Will I send him a link to this blog?

This would constitute a new step in the process - including the people who have become part of the story as readers and possible participants in the story since they may leave comments. As I write this I feel that I must include the link and tell him about the blog.

This is a puzzle...I like puzzles.

It is a moving puzzle and the pieces aren't set and predetermined to make a picture, which is really a story.

When I looked at the furniture designs today I thought "these look like puzzles that move from 2D to 3D".

I have a new understanding about why my father wouldn't let me keep the Barbie Townhouse he and my mother bought me for Hanuka when I was a child. I remember him trying to put it together for hours while I sat on the stairs - watching. He was frustrated and eventually yelled out, "This is going back! If a Harvard architect can't put it together then it's a piece of junk!" Oh, I cried and cried. I wanted that Barbie Townhouse.

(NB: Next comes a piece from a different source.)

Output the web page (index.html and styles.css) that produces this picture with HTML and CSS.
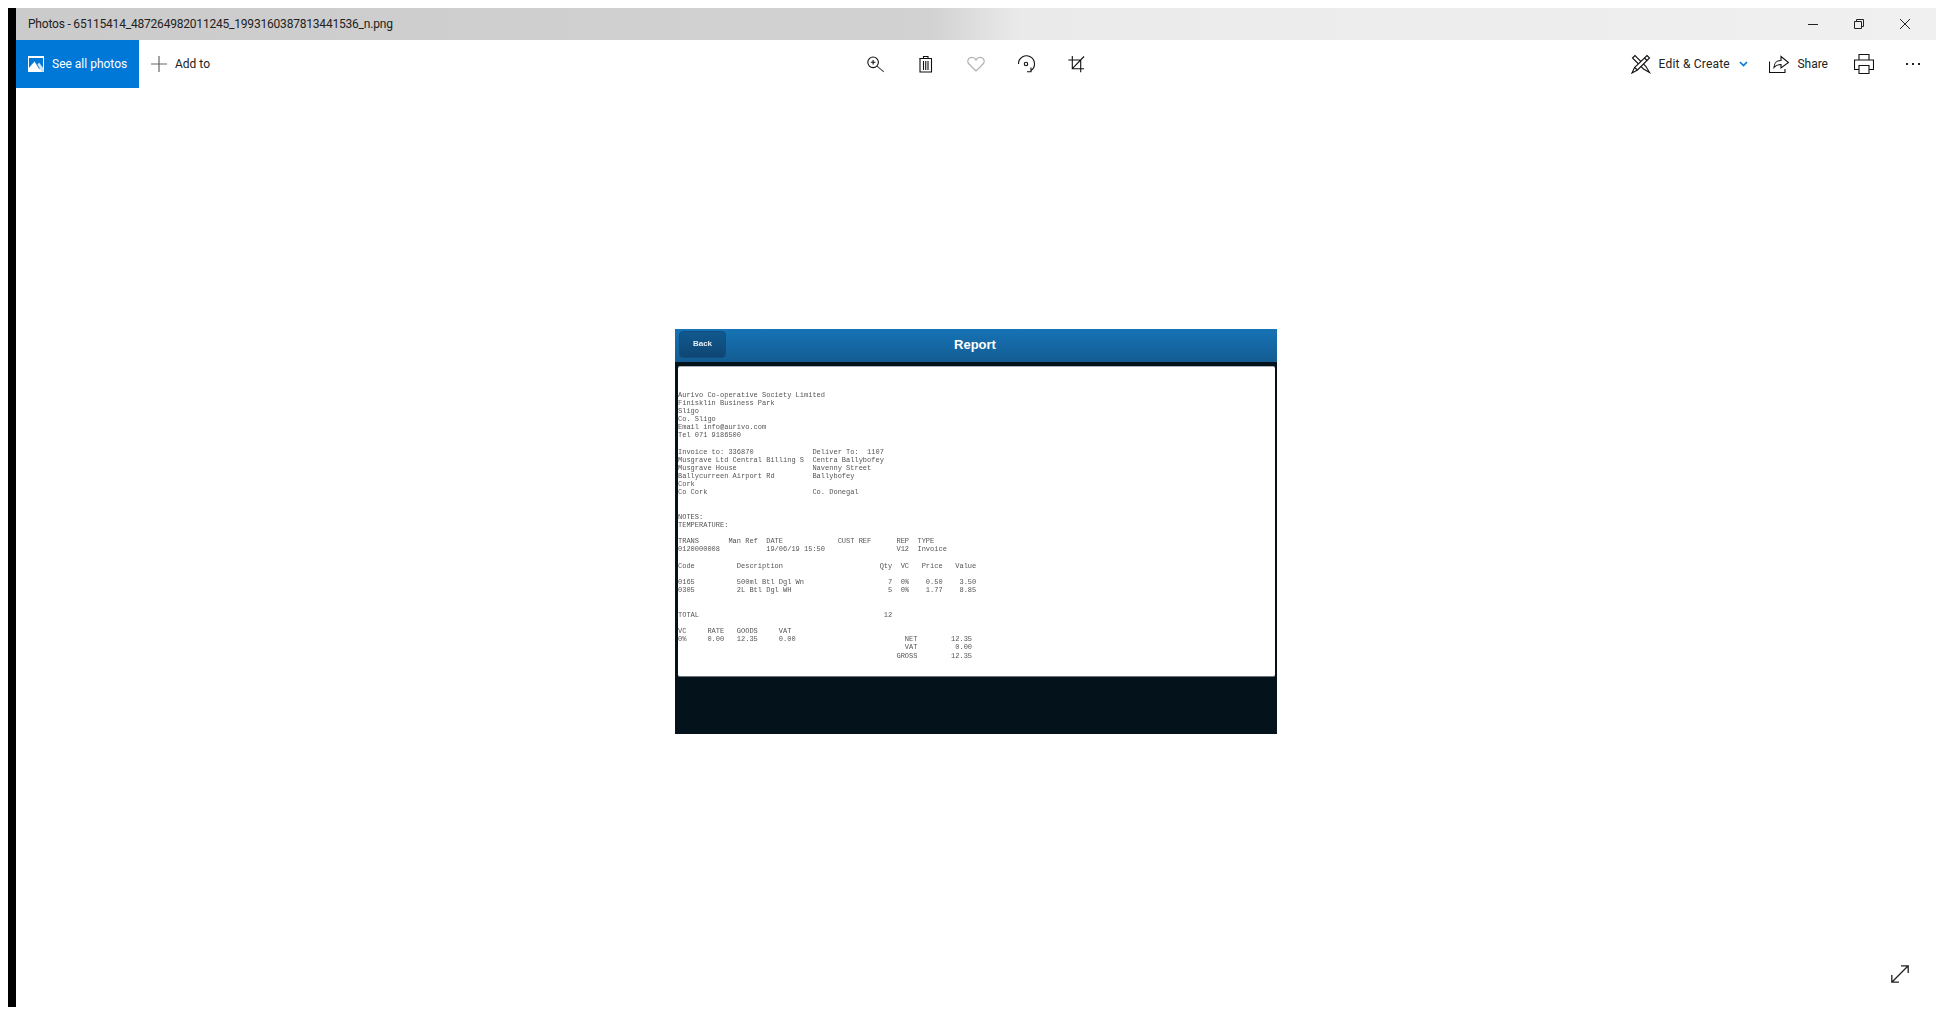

I get it now - it offended him. It was poorly designed and if design is a learned thought process then it couldn't be good for me to play with a badly designed toy.

xoxo,
Bob's Daughter

Wednesday, January 27, 2010

I AM SMILING

This adventure has taken a wonderful turn! I followed the patent search and registered at freepatentsonline.com and today I received a confirmation email to use the site. I searched my father right away and found 5 patents. I started to cry looking at the designs because I grew up with furniture that resembled these designs. The structure and shapes are part of my visual vocabulary. It is like hearing a language that has been silent for many years.

One of the patents lists a co-designer whose name I did not recognize, Gideon Loewenstein.
I googled him.
He was listed online in an article relating to the 2009 Norwich CT Historical Society Board of Directors.
I called 411 and asked for Norwich CT and his name.
I was given a phone number and with a moment of hesitation...
I called. Mr. Loewenstein picked up the phone and I introduced myself.

I can barely write this my mind is moving so fast. No, my father will not answer the email I was promised from Yourlife/mylife - but this is psychologically, emotionally and (I keep writing spiritually and then deleting it) - very meaningful for me.

Mr. Loewenstein was wonderful to speak with and remembered me and my father very well. He told me that he and my father used to speak about the name Caigan and that they did research and believe the name was Caganovich in what he called "the old country".

He remembers my mother and design work he did with my father from 40 years ago.We talked about my family, his family and our work. He said that he has friends in the area and that we could meet for a meal. Then he gave me his email address and asked me to email him.

I am incredibly touched and amazed.

xoxo,
Bob's Daughter

Monday, January 25, 2010

Still thinking about Grace and the internet...

I have been thinking about Grace Gabe on and off throughout the day.
My mind wanders back to the possibility of contacting her.
Why, and what might it be like?

Today, as I was walking from my car, in the rain, it occurred to me that Dr. Grace Gabe is in my thoughts because the search engines have linked her to my father - permanently by virtue of an engagement announcement. She is now a part of the story that is visible for any future ancestor. I may never have told my children the few funny stories I know about my father's relationship with this woman. The stories that my mother passed on and that my children may have quickly forgotten. But now there she is...on the web...and I am thinking, turning her around in my mind as if this new piece of information is solid - an object that may be scrutinized and understood.

The second reason I continue to think of Grace is that under her name (which of course I searched) is a Psychology Today article from 1993 about reuniting with one's past love. In the article she describes a former fiancee who she broke off with and then reunited with many years later - I half expected it to be about my father until I read about the reunion. Even then I had a pang...since he died when I was 11 years old I have not been able to fully shake the childhood fantasy that he is actually alive somewhere...

As I type the label Dr. Grace Gabe into the box provided at the end of this blog form I wonder what might happen. Will my post show up in a search about her?

Here is some information about Dr. Grace Gabe. She is a fascinating woman.

Sunday, January 24, 2010

GRACE GABE

New York Times
Archives

GRACE GABE BETROTHED; Junior at Radcliffe Is Fiancee of Robert Allen Caigan
May 15, 1954, Saturday
Page 18, 93 words

I have often wondered about the woman my father almost married. The engagement was broken off and he married my mother in 1962, but the archive of the NYT has not caught up to that yet. Or else it was not announced?

This is all very odd. I think of Isis and Osiris and the word to RE-MEMBER - literally Isis put him back together again from pieces and he "lived". If that were the way life worked perhaps my father would be a shadow by now, but only a slight mark in the passage of the day.
xoxo,
Bob' Daughter

Thursday, January 21, 2010

More information , but still no email!

A new article has appeared when I search my father's name.
Apparently he owned a patent for a furniture making process or a chair design.
I will look into it. Even stranger -- the newspaper is in Florida! I wonder if patents are passed to heirs as property? Maybe we still own it?